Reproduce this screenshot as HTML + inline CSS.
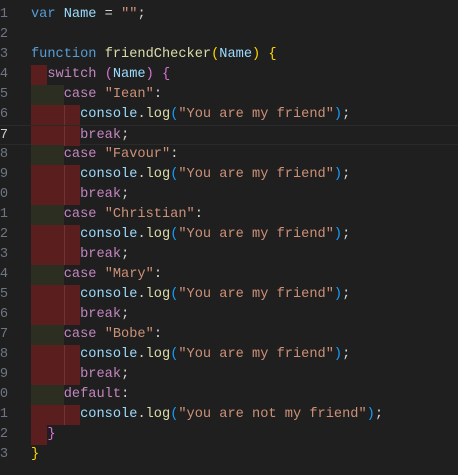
<!DOCTYPE html>
<html><head><style>
body{margin:0;width:458px;height:475px;background:#1f1f1f;overflow:hidden;position:relative;font-family:"Liberation Mono","DejaVu Sans Mono",monospace;font-size:13.65px;}
.l{position:absolute;left:0;height:20px;line-height:20px;white-space:pre;width:458px;}
.n{position:absolute;left:-8px;width:16px;text-align:right;color:#6e7681;}
.c{position:absolute;left:31px;color:#d4d4d4;}
.b{position:absolute;top:0;height:20px;}
.r{background:#5a1e1f;}
.g{background:#2c2e22;}
.k{color:#569cd6}.v{color:#9cdcfe}.f{color:#dcdcaa}.p{color:#c586c0}.s{color:#ce9178}
.y{color:#ffd700}.m{color:#da70d6}.bl{color:#179fff}
</style></head><body>
<div class="l" style="top:5px"><span class="n">1</span><span class="c"><span class="k">var</span> <span class="v">Name</span> = <span class="s">""</span>;</span></div>
<div class="l" style="top:25px"><span class="n">2</span></div>
<div class="l" style="top:45px"><span class="n">3</span><span class="c"><span class="k">function</span> <span class="f">friendChecker</span><span class="y">(</span><span class="v">Name</span><span class="y">)</span> <span class="y">{</span></span></div>
<div class="l" style="top:65px"><span class="n">4</span><div class="b r" style="left:31px;width:16px"></div><span class="c">  <span class="p">switch</span> <span class="m">(</span><span class="v">Name</span><span class="m">)</span> <span class="m">{</span></span></div>
<div id="body"></div>
<script>
var names=["Iean","Favour","Christian","Mary","Bobe"];var h="";var t=85,n=5;
function row(num,kind,content){var blk=kind=="g"?'<div class="b g" style="left:31px;width:33px"></div>':kind=="r"?'<div class="b r" style="left:31px;width:49px"></div><div class="b" style="left:64px;width:1px;background:#6e3434"></div>':'<div class="b r" style="left:31px;width:16px"></div>';
var cur=num==7?' style="top:'+t+'px;border-top:1px solid #2a2a2a;border-bottom:1px solid #2a2a2a;box-sizing:border-box"':' style="top:'+t+'px"';
h+='<div class="l"'+cur+'><span class="n"'+(num==7?' style="color:#ccc"':'')+'>'+(num%10)+'</span>'+blk+'<span class="c">'+content+'</span></div>';t+=20;n++;}
var log=function(s){return '      <span class="v">console</span>.<span class="f">log</span><span class="bl">(</span><span class="s">"'+s+'"</span><span class="bl">)</span>;'};
names.forEach(function(nm){row(n,"g",'    <span class="p">case</span> <span class="s">"'+nm+'"</span>:');row(n,"r",log("You are my friend"));row(n,"r",'      <span class="p">break</span>;');});
row(n,"g",'    <span class="p">default</span>:');row(n,"r",log("you are not my friend"));row(n,"x",'  <span class="m">}</span>');
h+='<div class="l" style="top:'+t+'px"><span class="n">3</span><span class="c"><span class="y">}</span></span></div>';
document.getElementById("body").outerHTML=h;
</script>
</body></html>
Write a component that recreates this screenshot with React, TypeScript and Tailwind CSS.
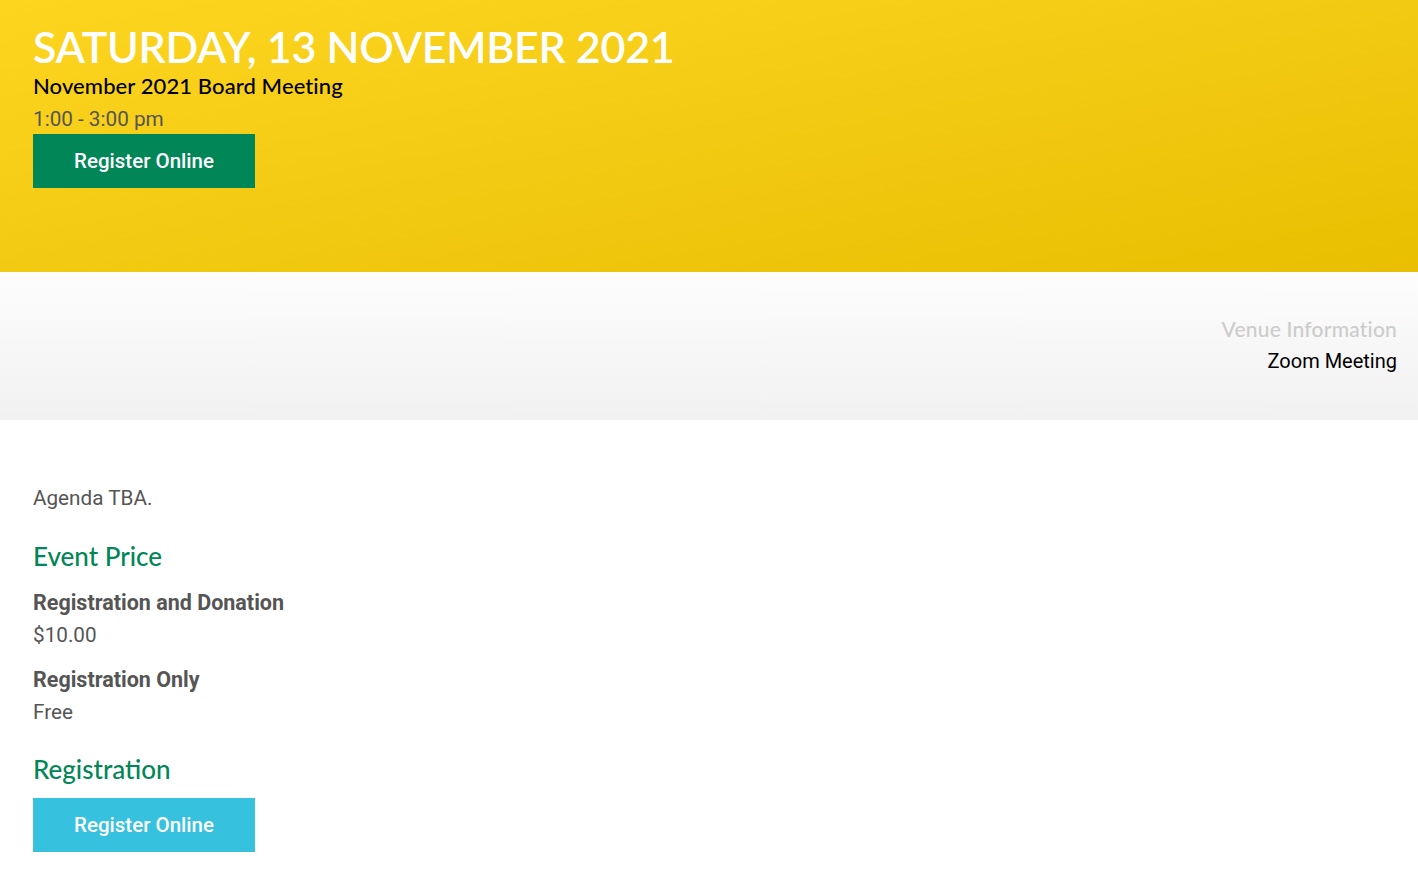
const heading = "font-['Lato','Open_Sans',sans-serif]";
const body = "font-['Roboto','Liberation_Sans',sans-serif]";

function PriceRow({ label, price }: { label: string; price: string }) {
  return (
    <div className="mb-[11px]">
      <div className="text-[21.5px] leading-[33px] font-bold text-[#555]">{label}</div>
      <div className="text-[20.7px] leading-[33px] text-[#555]">{price}</div>
    </div>
  );
}

export default function App() {
  return (
    <div className={`min-h-screen bg-white ${body}`}>
      <header className="h-[272px] bg-linear-to-br from-[#fdd51f] to-[#e9bf00] px-[33px] pt-[25px]">
        <h1 className={`${heading} text-[43px] leading-[44px] font-semibold text-white tracking-[-0.3px]`}>
          SATURDAY, 13 NOVEMBER 2021
        </h1>
        <div className={`${heading} mt-[4px] text-[22px] leading-[26px] font-medium text-black tracking-[0.1px]`}>
          November 2021 Board Meeting
        </div>
        <div className="mt-[6px] text-[20.7px] leading-[28px] text-[#555]">1:00 - 3:00 pm</div>
        <button className="mt-[1px] flex h-[54px] w-[222px] items-center justify-center bg-[#008657] text-[20.5px] font-medium text-white">
          Register Online
        </button>
      </header>

      <section className="flex h-[148px] flex-col items-end justify-center bg-linear-to-b from-[#fdfdfd] to-[#f1f1f1] px-[21px] pb-[3px]">
        <div className={`${heading} text-[21px] leading-[32px] font-medium text-[#cccccc] tracking-[0.2px]`}>Venue Information</div>
        <div className="text-[20px] leading-[32px] text-black">Zoom Meeting</div>
      </section>

      <main className="px-[33px] pt-[64px]">
        <p className="text-[20.7px] leading-[28px] text-[#555]">Agenda TBA.</p>
        <h2 className={`${heading} mt-[28px] mb-[14px] text-[26px] leading-[32px] font-medium text-[#008657]`}>Event Price</h2>
        <PriceRow label="Registration and Donation" price="$10.00" />
        <PriceRow label="Registration Only" price="Free" />
        <h2 className={`${heading} mt-[24px] mb-[13px] text-[26px] leading-[32px] font-medium text-[#008657]`}>Registration</h2>
        <button className="flex h-[54px] w-[222px] items-center justify-center bg-[#36c1df] text-[20.5px] font-medium text-white">
          Register Online
        </button>
      </main>
    </div>
  );
}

[THE EXERCISE]: Quote all the lines above exactly as given. Do not include the pictures.

[CORRECT OUTPUT]:
Reproduce this screenshot as HTML + inline CSS.
<!DOCTYPE html>
<html><head><style>
body{margin:0;width:458px;height:475px;background:#1f1f1f;overflow:hidden;position:relative;font-family:"Liberation Mono","DejaVu Sans Mono",monospace;font-size:13.65px;}
.l{position:absolute;left:0;height:20px;line-height:20px;white-space:pre;width:458px;}
.n{position:absolute;left:-8px;width:16px;text-align:right;color:#6e7681;}
.c{position:absolute;left:31px;color:#d4d4d4;}
.b{position:absolute;top:0;height:20px;}
.r{background:#5a1e1f;}
.g{background:#2c2e22;}
.k{color:#569cd6}.v{color:#9cdcfe}.f{color:#dcdcaa}.p{color:#c586c0}.s{color:#ce9178}
.y{color:#ffd700}.m{color:#da70d6}.bl{color:#179fff}
</style></head><body>
<div class="l" style="top:5px"><span class="n">1</span><span class="c"><span class="k">var</span> <span class="v">Name</span> = <span class="s">""</span>;</span></div>
<div class="l" style="top:25px"><span class="n">2</span></div>
<div class="l" style="top:45px"><span class="n">3</span><span class="c"><span class="k">function</span> <span class="f">friendChecker</span><span class="y">(</span><span class="v">Name</span><span class="y">)</span> <span class="y">{</span></span></div>
<div class="l" style="top:65px"><span class="n">4</span><div class="b r" style="left:31px;width:16px"></div><span class="c">  <span class="p">switch</span> <span class="m">(</span><span class="v">Name</span><span class="m">)</span> <span class="m">{</span></span></div>
<div id="body"></div>
<script>
var names=["Iean","Favour","Christian","Mary","Bobe"];var h="";var t=85,n=5;
function row(num,kind,content){var blk=kind=="g"?'<div class="b g" style="left:31px;width:33px"></div>':kind=="r"?'<div class="b r" style="left:31px;width:49px"></div><div class="b" style="left:64px;width:1px;background:#6e3434"></div>':'<div class="b r" style="left:31px;width:16px"></div>';
var cur=num==7?' style="top:'+t+'px;border-top:1px solid #2a2a2a;border-bottom:1px solid #2a2a2a;box-sizing:border-box"':' style="top:'+t+'px"';
h+='<div class="l"'+cur+'><span class="n"'+(num==7?' style="color:#ccc"':'')+'>'+(num%10)+'</span>'+blk+'<span class="c">'+content+'</span></div>';t+=20;n++;}
var log=function(s){return '      <span class="v">console</span>.<span class="f">log</span><span class="bl">(</span><span class="s">"'+s+'"</span><span class="bl">)</span>;'};
names.forEach(function(nm){row(n,"g",'    <span class="p">case</span> <span class="s">"'+nm+'"</span>:');row(n,"r",log("You are my friend"));row(n,"r",'      <span class="p">break</span>;');});
row(n,"g",'    <span class="p">default</span>:');row(n,"r",log("you are not my friend"));row(n,"x",'  <span class="m">}</span>');
h+='<div class="l" style="top:'+t+'px"><span class="n">3</span><span class="c"><span class="y">}</span></span></div>';
document.getElementById("body").outerHTML=h;
</script>
</body></html>
Write a component that recreates this screenshot with React, TypeScript and Tailwind CSS.
const heading = "font-['Lato','Open_Sans',sans-serif]";
const body = "font-['Roboto','Liberation_Sans',sans-serif]";

function PriceRow({ label, price }: { label: string; price: string }) {
  return (
    <div className="mb-[11px]">
      <div className="text-[21.5px] leading-[33px] font-bold text-[#555]">{label}</div>
      <div className="text-[20.7px] leading-[33px] text-[#555]">{price}</div>
    </div>
  );
}

export default function App() {
  return (
    <div className={`min-h-screen bg-white ${body}`}>
      <header className="h-[272px] bg-linear-to-br from-[#fdd51f] to-[#e9bf00] px-[33px] pt-[25px]">
        <h1 className={`${heading} text-[43px] leading-[44px] font-semibold text-white tracking-[-0.3px]`}>
          SATURDAY, 13 NOVEMBER 2021
        </h1>
        <div className={`${heading} mt-[4px] text-[22px] leading-[26px] font-medium text-black tracking-[0.1px]`}>
          November 2021 Board Meeting
        </div>
        <div className="mt-[6px] text-[20.7px] leading-[28px] text-[#555]">1:00 - 3:00 pm</div>
        <button className="mt-[1px] flex h-[54px] w-[222px] items-center justify-center bg-[#008657] text-[20.5px] font-medium text-white">
          Register Online
        </button>
      </header>

      <section className="flex h-[148px] flex-col items-end justify-center bg-linear-to-b from-[#fdfdfd] to-[#f1f1f1] px-[21px] pb-[3px]">
        <div className={`${heading} text-[21px] leading-[32px] font-medium text-[#cccccc] tracking-[0.2px]`}>Venue Information</div>
        <div className="text-[20px] leading-[32px] text-black">Zoom Meeting</div>
      </section>

      <main className="px-[33px] pt-[64px]">
        <p className="text-[20.7px] leading-[28px] text-[#555]">Agenda TBA.</p>
        <h2 className={`${heading} mt-[28px] mb-[14px] text-[26px] leading-[32px] font-medium text-[#008657]`}>Event Price</h2>
        <PriceRow label="Registration and Donation" price="$10.00" />
        <PriceRow label="Registration Only" price="Free" />
        <h2 className={`${heading} mt-[24px] mb-[13px] text-[26px] leading-[32px] font-medium text-[#008657]`}>Registration</h2>
        <button className="flex h-[54px] w-[222px] items-center justify-center bg-[#36c1df] text-[20.5px] font-medium text-white">
          Register Online
        </button>
      </main>
    </div>
  );
}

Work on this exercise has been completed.